* [REQUIREMENTS] Leave out every picture, then transcribe the rest of the listing exactly.

* [SOURCE MATERIAL]

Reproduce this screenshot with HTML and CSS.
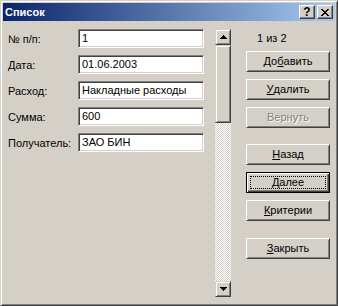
FILE: index.html
```html
<!DOCTYPE html>
<html lang="ru">
<head>
<meta charset="utf-8">
<title>Список</title>
<link rel="stylesheet" href="styles.css">
</head>
<body>
<div class="window">
  <div class="titlebar">
    <span class="title">Список</span>
    <div class="caption-btns">
      <span class="cbtn help">?</span>
      <span class="cbtn">
        <svg width="8" height="7" viewBox="0 0 8 7" shape-rendering="crispEdges"><path d="M0 0h2v1h-2zM6 0h2v1h-2zM1 1h2v1h-2zM5 1h2v1h-2zM2 2h4v1h-4zM3 3h2v1h-2zM2 4h4v1h-4zM1 5h2v1h-2zM5 5h2v1h-2zM0 6h2v1h-2zM6 6h2v1h-2z" fill="#000"/></svg>
      </span>
    </div>
  </div>
  <div class="client">
    <div class="form">
      <div class="row"><span class="label">№ п/п:</span><div class="field">1</div></div>
      <div class="row"><span class="label">Дата:</span><div class="field">01.06.2003</div></div>
      <div class="row"><span class="label">Расход:</span><div class="field">Накладные расходы</div></div>
      <div class="row"><span class="label">Сумма:</span><div class="field">600</div></div>
      <div class="row"><span class="label">Получатель:</span><div class="field">ЗАО БИН</div></div>
    </div>
    <div class="scrollbar">
      <div class="sb-btn"><svg width="7" height="4" viewBox="0 0 7 4" shape-rendering="crispEdges"><path d="M3 0h1v1h-1zM2 1h3v1h-3zM1 2h5v1h-5zM0 3h7v1h-7z" fill="#000"/></svg></div>
      <div class="thumb"></div>
      <div class="track"></div>
      <div class="sb-btn"><svg width="7" height="4" viewBox="0 0 7 4" shape-rendering="crispEdges"><path d="M0 0h7v1h-7zM1 1h5v1h-5zM2 2h3v1h-3zM3 3h1v1h-1z" fill="#000"/></svg></div>
    </div>
    <div class="actions">
      <div class="counter">1 из 2</div>
      <div class="btn">До<u>б</u>авить</div>
      <div class="btn"><u>У</u>далить</div>
      <div class="btn disabled">Вернуть</div>
      <div class="btn group"><u>Н</u>азад</div>
      <div class="btn default"><span class="focus"><u>Д</u>алее</span></div>
      <div class="btn"><u>К</u>ритерии</div>
      <div class="btn group2"><u>З</u>акрыть</div>
    </div>
  </div>
</div>
</body>
</html>
```
FILE: styles.css
```css
html, body {
  margin: 0;
  padding: 0;
}
body {
  width: 338px;
  height: 306px;
  overflow: hidden;
  background: #d4d0c8;
  font-family: "Liberation Sans", Arial, sans-serif;
  font-size: 11px;
  color: #000;
}
.window {
  box-sizing: border-box;
  width: 338px;
  height: 306px;
  background: #d4d0c8;
  border: 1px solid;
  border-color: #d4d0c8 #404040 #404040 #d4d0c8;
  box-shadow: inset 1px 1px #fff, inset -1px -1px #808080;
  padding: 2px;
  display: flex;
  flex-direction: column;
}
.titlebar {
  flex: none;
  height: 18px;
  background: linear-gradient(to right, #0a246a, #a6caf0);
  display: flex;
  align-items: center;
  justify-content: space-between;
  padding: 0 2px 0 2px;
}
.title {
  color: #fff;
  font-weight: bold;
  font-size: 11px;
  line-height: 13px;
}
.caption-btns {
  display: flex;
  gap: 2px;
}
.cbtn {
  box-sizing: border-box;
  width: 16px;
  height: 14px;
  background: #d4d0c8;
  border: 1px solid;
  border-color: #fff #404040 #404040 #fff;
  box-shadow: inset -1px -1px #808080;
  display: flex;
  align-items: center;
  justify-content: center;
}
.cbtn.help {
  font-weight: bold;
  font-size: 12px;
  line-height: 12px;
}
.client {
  flex: 1;
  display: flex;
  margin-top: 1px;
  padding: 7px 0 0 5px;
}
.form {
  width: 196px;
  display: flex;
  flex-direction: column;
  gap: 7px;
}
.row {
  display: flex;
  align-items: center;
  height: 19px;
}
.label {
  width: 70px;
  flex: none;
}
.field {
  box-sizing: border-box;
  width: 126px;
  height: 19px;
  background: #fff;
  border: 1px solid;
  border-color: #808080 #fff #fff #808080;
  box-shadow: inset 1px 1px #404040, inset -1px -1px #d4d0c8;
  padding: 0 3px;
  line-height: 17px;
  white-space: nowrap;
}
.scrollbar {
  margin-left: 11px;
  width: 16px;
  height: 268px;
  display: flex;
  flex-direction: column;
}
.sb-btn, .thumb {
  box-sizing: border-box;
  background: #d4d0c8;
  border: 1px solid;
  border-color: #d4d0c8 #404040 #404040 #d4d0c8;
  box-shadow: inset 1px 1px #fff, inset -1px -1px #808080;
}
.sb-btn {
  height: 16px;
  display: flex;
  align-items: center;
  justify-content: center;
}
.thumb {
  height: 78px;
}
.track {
  flex: 1;
  background: repeating-conic-gradient(#fff 0 25%, #d4d0c8 0 50%) 0 0 / 2px 2px;
}
.actions {
  margin-left: 15px;
  width: 84px;
  display: flex;
  flex-direction: column;
}
.counter {
  box-sizing: border-box;
  height: 22px;
  padding: 3px 0 0 11px;
  line-height: 13px;
}
.btn {
  box-sizing: border-box;
  height: 21px;
  margin-bottom: 7px;
  border: 1px solid;
  border-color: #fff #404040 #404040 #fff;
  box-shadow: inset 1px 1px #d4d0c8, inset -1px -1px #808080;
  display: flex;
  align-items: center;
  justify-content: center;
  line-height: 13px;
}
.btn u {
  text-underline-offset: 1px;
}
.btn.disabled {
  color: #808080;
  text-shadow: 1px 1px #fff;
}
.btn.group {
  margin-top: 9px;
}
.btn.group2 {
  margin-top: 10px;
}
.btn.default {
  border-color: #000;
  box-shadow: inset 1px 1px #fff, inset -1px -1px #404040, inset -2px -2px #808080;
  padding: 3px;
}
.focus {
  flex: 1;
  align-self: stretch;
  display: flex;
  align-items: center;
  justify-content: center;
  outline: 1px dotted #000;
  outline-offset: -1px;
}
```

* [FULL ANSWER]
Reproduce this screenshot with HTML and CSS.
FILE: index.html
```html
<!DOCTYPE html>
<html lang="ru">
<head>
<meta charset="utf-8">
<title>Список</title>
<link rel="stylesheet" href="styles.css">
</head>
<body>
<div class="window">
  <div class="titlebar">
    <span class="title">Список</span>
    <div class="caption-btns">
      <span class="cbtn help">?</span>
      <span class="cbtn">
        <svg width="8" height="7" viewBox="0 0 8 7" shape-rendering="crispEdges"><path d="M0 0h2v1h-2zM6 0h2v1h-2zM1 1h2v1h-2zM5 1h2v1h-2zM2 2h4v1h-4zM3 3h2v1h-2zM2 4h4v1h-4zM1 5h2v1h-2zM5 5h2v1h-2zM0 6h2v1h-2zM6 6h2v1h-2z" fill="#000"/></svg>
      </span>
    </div>
  </div>
  <div class="client">
    <div class="form">
      <div class="row"><span class="label">№ п/п:</span><div class="field">1</div></div>
      <div class="row"><span class="label">Дата:</span><div class="field">01.06.2003</div></div>
      <div class="row"><span class="label">Расход:</span><div class="field">Накладные расходы</div></div>
      <div class="row"><span class="label">Сумма:</span><div class="field">600</div></div>
      <div class="row"><span class="label">Получатель:</span><div class="field">ЗАО БИН</div></div>
    </div>
    <div class="scrollbar">
      <div class="sb-btn"><svg width="7" height="4" viewBox="0 0 7 4" shape-rendering="crispEdges"><path d="M3 0h1v1h-1zM2 1h3v1h-3zM1 2h5v1h-5zM0 3h7v1h-7z" fill="#000"/></svg></div>
      <div class="thumb"></div>
      <div class="track"></div>
      <div class="sb-btn"><svg width="7" height="4" viewBox="0 0 7 4" shape-rendering="crispEdges"><path d="M0 0h7v1h-7zM1 1h5v1h-5zM2 2h3v1h-3zM3 3h1v1h-1z" fill="#000"/></svg></div>
    </div>
    <div class="actions">
      <div class="counter">1 из 2</div>
      <div class="btn">До<u>б</u>авить</div>
      <div class="btn"><u>У</u>далить</div>
      <div class="btn disabled">Вернуть</div>
      <div class="btn group"><u>Н</u>азад</div>
      <div class="btn default"><span class="focus"><u>Д</u>алее</span></div>
      <div class="btn"><u>К</u>ритерии</div>
      <div class="btn group2"><u>З</u>акрыть</div>
    </div>
  </div>
</div>
</body>
</html>
```
FILE: styles.css
```css
html, body {
  margin: 0;
  padding: 0;
}
body {
  width: 338px;
  height: 306px;
  overflow: hidden;
  background: #d4d0c8;
  font-family: "Liberation Sans", Arial, sans-serif;
  font-size: 11px;
  color: #000;
}
.window {
  box-sizing: border-box;
  width: 338px;
  height: 306px;
  background: #d4d0c8;
  border: 1px solid;
  border-color: #d4d0c8 #404040 #404040 #d4d0c8;
  box-shadow: inset 1px 1px #fff, inset -1px -1px #808080;
  padding: 2px;
  display: flex;
  flex-direction: column;
}
.titlebar {
  flex: none;
  height: 18px;
  background: linear-gradient(to right, #0a246a, #a6caf0);
  display: flex;
  align-items: center;
  justify-content: space-between;
  padding: 0 2px 0 2px;
}
.title {
  color: #fff;
  font-weight: bold;
  font-size: 11px;
  line-height: 13px;
}
.caption-btns {
  display: flex;
  gap: 2px;
}
.cbtn {
  box-sizing: border-box;
  width: 16px;
  height: 14px;
  background: #d4d0c8;
  border: 1px solid;
  border-color: #fff #404040 #404040 #fff;
  box-shadow: inset -1px -1px #808080;
  display: flex;
  align-items: center;
  justify-content: center;
}
.cbtn.help {
  font-weight: bold;
  font-size: 12px;
  line-height: 12px;
}
.client {
  flex: 1;
  display: flex;
  margin-top: 1px;
  padding: 7px 0 0 5px;
}
.form {
  width: 196px;
  display: flex;
  flex-direction: column;
  gap: 7px;
}
.row {
  display: flex;
  align-items: center;
  height: 19px;
}
.label {
  width: 70px;
  flex: none;
}
.field {
  box-sizing: border-box;
  width: 126px;
  height: 19px;
  background: #fff;
  border: 1px solid;
  border-color: #808080 #fff #fff #808080;
  box-shadow: inset 1px 1px #404040, inset -1px -1px #d4d0c8;
  padding: 0 3px;
  line-height: 17px;
  white-space: nowrap;
}
.scrollbar {
  margin-left: 11px;
  width: 16px;
  height: 268px;
  display: flex;
  flex-direction: column;
}
.sb-btn, .thumb {
  box-sizing: border-box;
  background: #d4d0c8;
  border: 1px solid;
  border-color: #d4d0c8 #404040 #404040 #d4d0c8;
  box-shadow: inset 1px 1px #fff, inset -1px -1px #808080;
}
.sb-btn {
  height: 16px;
  display: flex;
  align-items: center;
  justify-content: center;
}
.thumb {
  height: 78px;
}
.track {
  flex: 1;
  background: repeating-conic-gradient(#fff 0 25%, #d4d0c8 0 50%) 0 0 / 2px 2px;
}
.actions {
  margin-left: 15px;
  width: 84px;
  display: flex;
  flex-direction: column;
}
.counter {
  box-sizing: border-box;
  height: 22px;
  padding: 3px 0 0 11px;
  line-height: 13px;
}
.btn {
  box-sizing: border-box;
  height: 21px;
  margin-bottom: 7px;
  border: 1px solid;
  border-color: #fff #404040 #404040 #fff;
  box-shadow: inset 1px 1px #d4d0c8, inset -1px -1px #808080;
  display: flex;
  align-items: center;
  justify-content: center;
  line-height: 13px;
}
.btn u {
  text-underline-offset: 1px;
}
.btn.disabled {
  color: #808080;
  text-shadow: 1px 1px #fff;
}
.btn.group {
  margin-top: 9px;
}
.btn.group2 {
  margin-top: 10px;
}
.btn.default {
  border-color: #000;
  box-shadow: inset 1px 1px #fff, inset -1px -1px #404040, inset -2px -2px #808080;
  padding: 3px;
}
.focus {
  flex: 1;
  align-self: stretch;
  display: flex;
  align-items: center;
  justify-content: center;
  outline: 1px dotted #000;
  outline-offset: -1px;
}
```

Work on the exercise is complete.